(EXERCISE GOAL): Return every line of the data below that includes the string "React".

(THE RECORDS):
#####

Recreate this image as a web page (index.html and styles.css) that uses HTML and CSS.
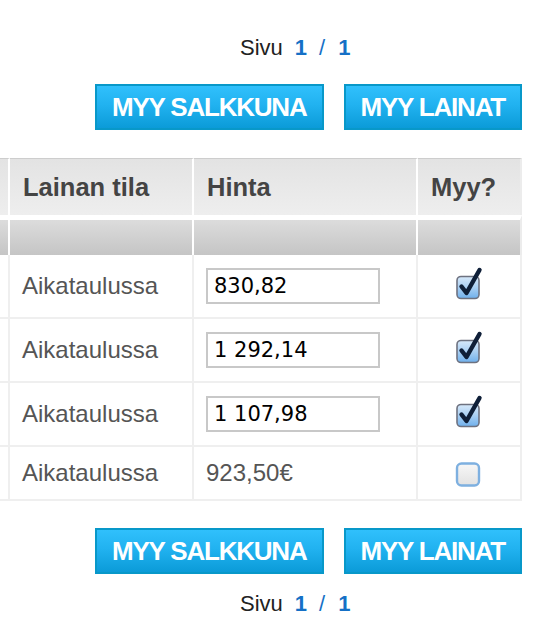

#####

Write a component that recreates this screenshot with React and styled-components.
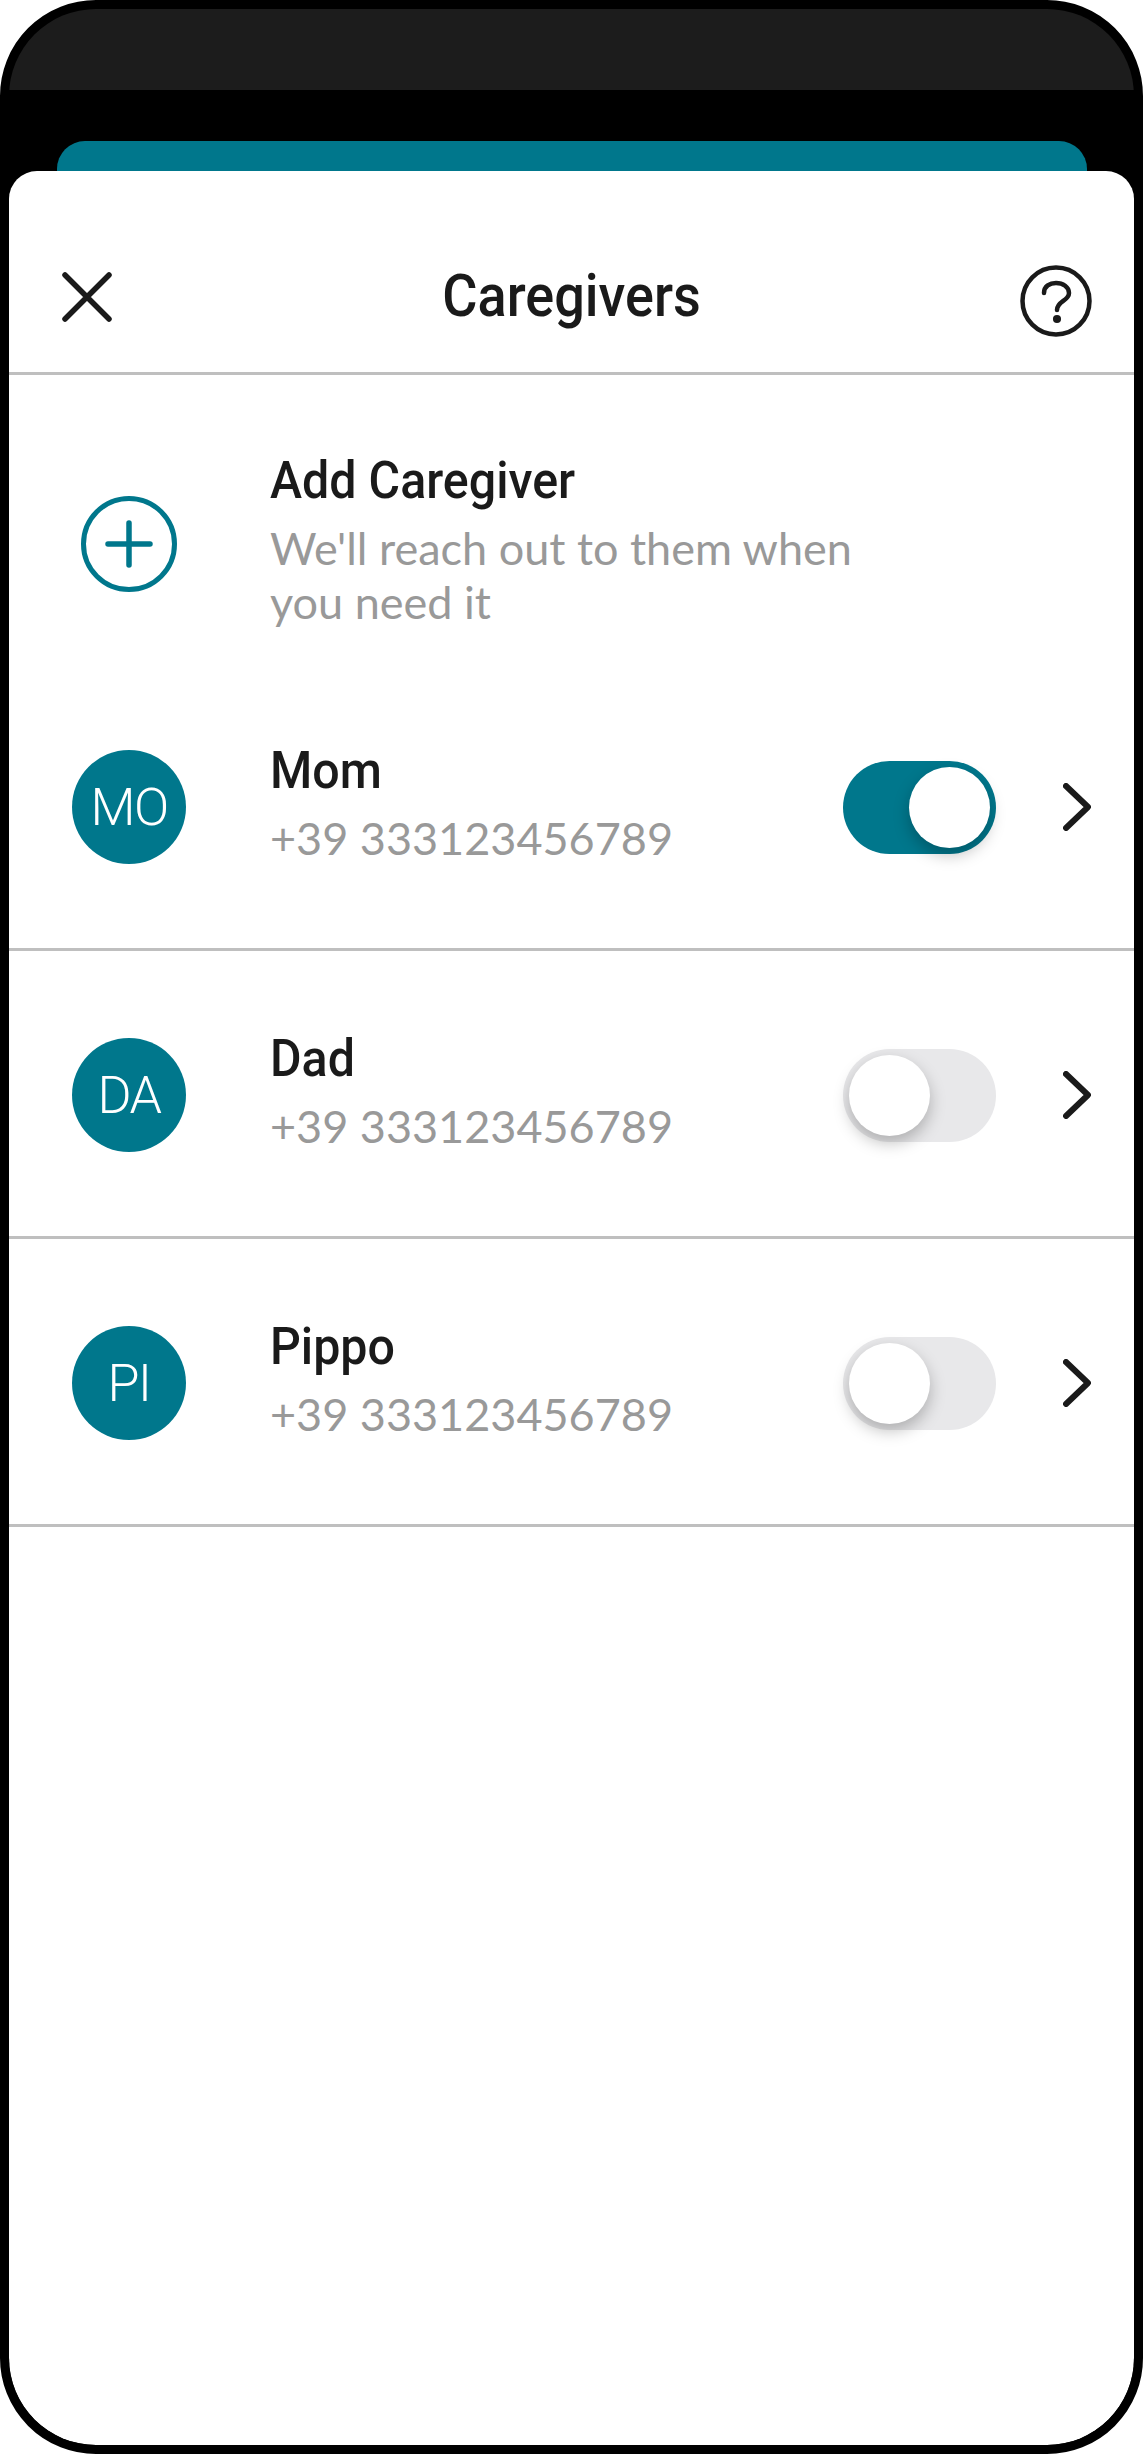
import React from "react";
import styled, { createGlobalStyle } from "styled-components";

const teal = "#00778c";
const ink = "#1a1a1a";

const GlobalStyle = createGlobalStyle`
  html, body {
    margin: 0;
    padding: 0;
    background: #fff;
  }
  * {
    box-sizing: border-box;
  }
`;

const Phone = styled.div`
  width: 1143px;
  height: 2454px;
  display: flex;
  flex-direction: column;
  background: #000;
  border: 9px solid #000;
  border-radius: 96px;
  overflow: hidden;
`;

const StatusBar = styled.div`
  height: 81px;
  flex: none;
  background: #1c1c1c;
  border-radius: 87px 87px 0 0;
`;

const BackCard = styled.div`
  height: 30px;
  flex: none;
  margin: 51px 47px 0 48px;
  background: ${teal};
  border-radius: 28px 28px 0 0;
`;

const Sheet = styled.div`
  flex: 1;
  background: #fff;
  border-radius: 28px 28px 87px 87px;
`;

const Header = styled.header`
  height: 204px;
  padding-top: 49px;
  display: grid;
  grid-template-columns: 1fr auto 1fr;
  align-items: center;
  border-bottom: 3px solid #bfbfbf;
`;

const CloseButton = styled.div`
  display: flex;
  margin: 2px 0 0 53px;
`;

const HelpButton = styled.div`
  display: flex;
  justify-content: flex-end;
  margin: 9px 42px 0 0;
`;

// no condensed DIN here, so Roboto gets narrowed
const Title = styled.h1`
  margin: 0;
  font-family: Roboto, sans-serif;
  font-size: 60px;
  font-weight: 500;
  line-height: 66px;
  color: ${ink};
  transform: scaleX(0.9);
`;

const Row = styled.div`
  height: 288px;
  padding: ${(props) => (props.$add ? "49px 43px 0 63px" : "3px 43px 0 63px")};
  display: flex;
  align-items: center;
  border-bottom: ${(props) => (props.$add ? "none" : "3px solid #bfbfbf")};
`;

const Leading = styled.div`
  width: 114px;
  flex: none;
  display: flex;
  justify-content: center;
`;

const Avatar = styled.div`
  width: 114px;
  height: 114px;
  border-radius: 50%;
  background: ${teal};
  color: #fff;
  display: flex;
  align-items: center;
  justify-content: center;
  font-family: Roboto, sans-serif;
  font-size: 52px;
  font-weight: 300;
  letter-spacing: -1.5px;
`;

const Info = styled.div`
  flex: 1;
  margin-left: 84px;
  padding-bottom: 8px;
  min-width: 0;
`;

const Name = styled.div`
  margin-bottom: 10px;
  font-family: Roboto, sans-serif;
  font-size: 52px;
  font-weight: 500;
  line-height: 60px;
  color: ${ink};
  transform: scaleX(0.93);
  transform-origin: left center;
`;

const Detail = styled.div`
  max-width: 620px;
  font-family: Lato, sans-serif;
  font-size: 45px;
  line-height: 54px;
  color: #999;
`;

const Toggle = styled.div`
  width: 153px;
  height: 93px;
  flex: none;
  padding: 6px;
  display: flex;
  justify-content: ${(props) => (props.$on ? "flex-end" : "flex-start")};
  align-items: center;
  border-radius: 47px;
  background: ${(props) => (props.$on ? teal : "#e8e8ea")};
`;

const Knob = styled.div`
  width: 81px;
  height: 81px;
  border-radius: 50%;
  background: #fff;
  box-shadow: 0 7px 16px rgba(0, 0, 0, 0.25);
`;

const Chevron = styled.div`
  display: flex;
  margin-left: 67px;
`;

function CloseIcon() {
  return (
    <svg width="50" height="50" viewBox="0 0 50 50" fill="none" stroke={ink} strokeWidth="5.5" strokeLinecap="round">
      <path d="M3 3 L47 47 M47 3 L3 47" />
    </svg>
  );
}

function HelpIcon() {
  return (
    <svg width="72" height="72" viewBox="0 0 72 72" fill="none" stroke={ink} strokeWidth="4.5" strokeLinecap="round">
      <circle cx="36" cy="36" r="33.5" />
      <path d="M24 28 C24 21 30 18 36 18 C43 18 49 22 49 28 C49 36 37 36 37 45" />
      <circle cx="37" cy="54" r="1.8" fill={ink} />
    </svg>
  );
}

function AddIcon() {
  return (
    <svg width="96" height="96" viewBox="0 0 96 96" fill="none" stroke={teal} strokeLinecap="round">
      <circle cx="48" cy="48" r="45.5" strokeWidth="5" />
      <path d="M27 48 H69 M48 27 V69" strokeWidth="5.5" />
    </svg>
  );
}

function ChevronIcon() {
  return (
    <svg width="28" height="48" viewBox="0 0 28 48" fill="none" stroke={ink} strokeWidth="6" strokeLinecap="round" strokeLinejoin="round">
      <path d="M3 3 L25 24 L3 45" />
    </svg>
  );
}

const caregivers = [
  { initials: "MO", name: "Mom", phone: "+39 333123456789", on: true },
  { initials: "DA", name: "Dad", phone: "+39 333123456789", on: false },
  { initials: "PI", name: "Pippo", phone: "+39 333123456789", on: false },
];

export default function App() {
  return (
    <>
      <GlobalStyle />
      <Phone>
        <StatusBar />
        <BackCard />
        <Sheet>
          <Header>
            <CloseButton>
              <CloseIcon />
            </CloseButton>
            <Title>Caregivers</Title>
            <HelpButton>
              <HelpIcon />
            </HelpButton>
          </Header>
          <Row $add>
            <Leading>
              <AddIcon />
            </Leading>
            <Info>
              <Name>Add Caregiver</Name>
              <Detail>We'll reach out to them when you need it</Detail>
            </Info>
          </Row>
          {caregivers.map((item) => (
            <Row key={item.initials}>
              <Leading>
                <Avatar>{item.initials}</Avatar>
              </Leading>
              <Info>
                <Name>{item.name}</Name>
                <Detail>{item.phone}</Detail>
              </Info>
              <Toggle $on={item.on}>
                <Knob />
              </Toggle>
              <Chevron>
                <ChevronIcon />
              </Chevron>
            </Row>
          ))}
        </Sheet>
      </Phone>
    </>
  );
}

#####

(ANSWER FOR THIS EXERCISE):
Write a component that recreates this screenshot with React and styled-components.
import React from "react";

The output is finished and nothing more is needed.